**REQUIRED WORK**
Your task is to output the listing word for word, with pictures excluded.

**PROVIDED MATERIAL**
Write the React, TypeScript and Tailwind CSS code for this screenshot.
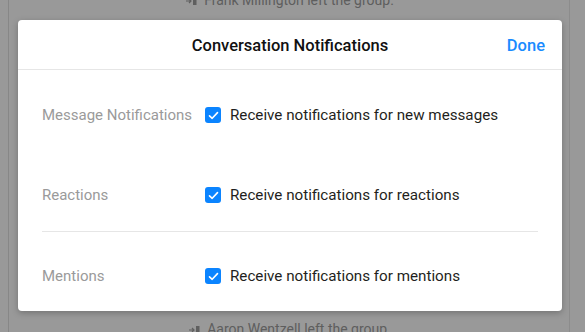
import React from "react";

function Check() {
  return (
    <span className="flex h-4 w-4 shrink-0 items-center justify-center rounded-[3px] bg-[#0b84ff]">
      <svg width="11" height="9" viewBox="0 0 11 9" fill="none">
        <path d="M1.5 4.8 L4.2 7.3 L9.5 1.6" stroke="white" strokeWidth="1.6" strokeLinecap="round" strokeLinejoin="round" />
      </svg>
    </span>
  );
}

function Row({ label, text }: { label: string; text: string }) {
  return (
    <div className="flex h-[22px] items-center">
      <div className="w-[163px] shrink-0 text-[15px] text-[#9a9a9a]">{label}</div>
      <Check />
      <div className="ml-[9px] text-[15.2px] text-[#1f1f21]">{text}</div>
    </div>
  );
}

function LeaveIcon() {
  return (
    <svg width="11" height="10" viewBox="0 0 11 10" fill="none">
      <path d="M0 5 H5 M3 3 L5 5 L3 7" stroke="#5f5f5f" strokeWidth="1.2" />
      <rect x="7" y="1" width="3.5" height="8" fill="#5f5f5f" />
    </svg>
  );
}

export default function App() {
  return (
    <div
      className="relative h-[332px] w-[585px] overflow-hidden bg-[#999999]"
      style={{ fontFamily: "Roboto, 'Noto Sans', sans-serif" }}
    >
      {/* background page */}
      <div className="flex h-full">
        <div className="w-[9px] shrink-0 border-r border-[#878787]" />
        <div className="flex flex-1 flex-col justify-between border-r border-[#8c8c8c]">
          <div className="-mt-[10px] flex items-center justify-center gap-[7px] pl-[2px] text-[14px] text-[#5e5e5e]">
            <LeaveIcon />
            <span>Frank Millington left the group.</span>
          </div>
          <div className="-mb-[8px] flex items-center justify-center gap-[7px] pl-[2px] text-[14px] text-[#5e5e5e]">
            <LeaveIcon />
            <span>Aaron Wentzell left the group.</span>
          </div>
        </div>
        <div className="w-[15px] shrink-0" />
      </div>

      {/* modal */}
      <div className="absolute left-[18px] top-[20px] h-[291px] w-[544px] rounded-[4px] bg-white shadow-[0_2px_6px_rgba(0,0,0,0.25)]">
        <div className="relative flex h-[50px] items-center justify-center border-b border-[#e6e6e6] pt-[4px]">
          <span className="text-[16.5px] font-medium text-[#111]">Conversation Notifications</span>
          <span className="absolute right-[17px] text-[16.5px] font-medium text-[#1a8bff]">Done</span>
        </div>
        <div className="px-[24px] pt-[34px]">
          <Row label="Message Notifications" text="Receive notifications for new messages" />
          <div className="mt-[58px]">
            <Row label="Reactions" text="Receive notifications for reactions" />
          </div>
          <div className="mt-[25px] border-t border-[#e6e6e6]" />
          <div className="mt-[33px]">
            <Row label="Mentions" text="Receive notifications for mentions" />
          </div>
        </div>
      </div>
    </div>
  );
}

**WRITTEN RESPONSE**
Write the React, TypeScript and Tailwind CSS code for this screenshot.
import React from "react";

function Check() {
  return (
    <span className="flex h-4 w-4 shrink-0 items-center justify-center rounded-[3px] bg-[#0b84ff]">
      <svg width="11" height="9" viewBox="0 0 11 9" fill="none">
        <path d="M1.5 4.8 L4.2 7.3 L9.5 1.6" stroke="white" strokeWidth="1.6" strokeLinecap="round" strokeLinejoin="round" />
      </svg>
    </span>
  );
}

function Row({ label, text }: { label: string; text: string }) {
  return (
    <div className="flex h-[22px] items-center">
      <div className="w-[163px] shrink-0 text-[15px] text-[#9a9a9a]">{label}</div>
      <Check />
      <div className="ml-[9px] text-[15.2px] text-[#1f1f21]">{text}</div>
    </div>
  );
}

function LeaveIcon() {
  return (
    <svg width="11" height="10" viewBox="0 0 11 10" fill="none">
      <path d="M0 5 H5 M3 3 L5 5 L3 7" stroke="#5f5f5f" strokeWidth="1.2" />
      <rect x="7" y="1" width="3.5" height="8" fill="#5f5f5f" />
    </svg>
  );
}

export default function App() {
  return (
    <div
      className="relative h-[332px] w-[585px] overflow-hidden bg-[#999999]"
      style={{ fontFamily: "Roboto, 'Noto Sans', sans-serif" }}
    >
      {/* background page */}
      <div className="flex h-full">
        <div className="w-[9px] shrink-0 border-r border-[#878787]" />
        <div className="flex flex-1 flex-col justify-between border-r border-[#8c8c8c]">
          <div className="-mt-[10px] flex items-center justify-center gap-[7px] pl-[2px] text-[14px] text-[#5e5e5e]">
            <LeaveIcon />
            <span>Frank Millington left the group.</span>
          </div>
          <div className="-mb-[8px] flex items-center justify-center gap-[7px] pl-[2px] text-[14px] text-[#5e5e5e]">
            <LeaveIcon />
            <span>Aaron Wentzell left the group.</span>
          </div>
        </div>
        <div className="w-[15px] shrink-0" />
      </div>

      {/* modal */}
      <div className="absolute left-[18px] top-[20px] h-[291px] w-[544px] rounded-[4px] bg-white shadow-[0_2px_6px_rgba(0,0,0,0.25)]">
        <div className="relative flex h-[50px] items-center justify-center border-b border-[#e6e6e6] pt-[4px]">
          <span className="text-[16.5px] font-medium text-[#111]">Conversation Notifications</span>
          <span className="absolute right-[17px] text-[16.5px] font-medium text-[#1a8bff]">Done</span>
        </div>
        <div className="px-[24px] pt-[34px]">
          <Row label="Message Notifications" text="Receive notifications for new messages" />
          <div className="mt-[58px]">
            <Row label="Reactions" text="Receive notifications for reactions" />
          </div>
          <div className="mt-[25px] border-t border-[#e6e6e6]" />
          <div className="mt-[33px]">
            <Row label="Mentions" text="Receive notifications for mentions" />
          </div>
        </div>
      </div>
    </div>
  );
}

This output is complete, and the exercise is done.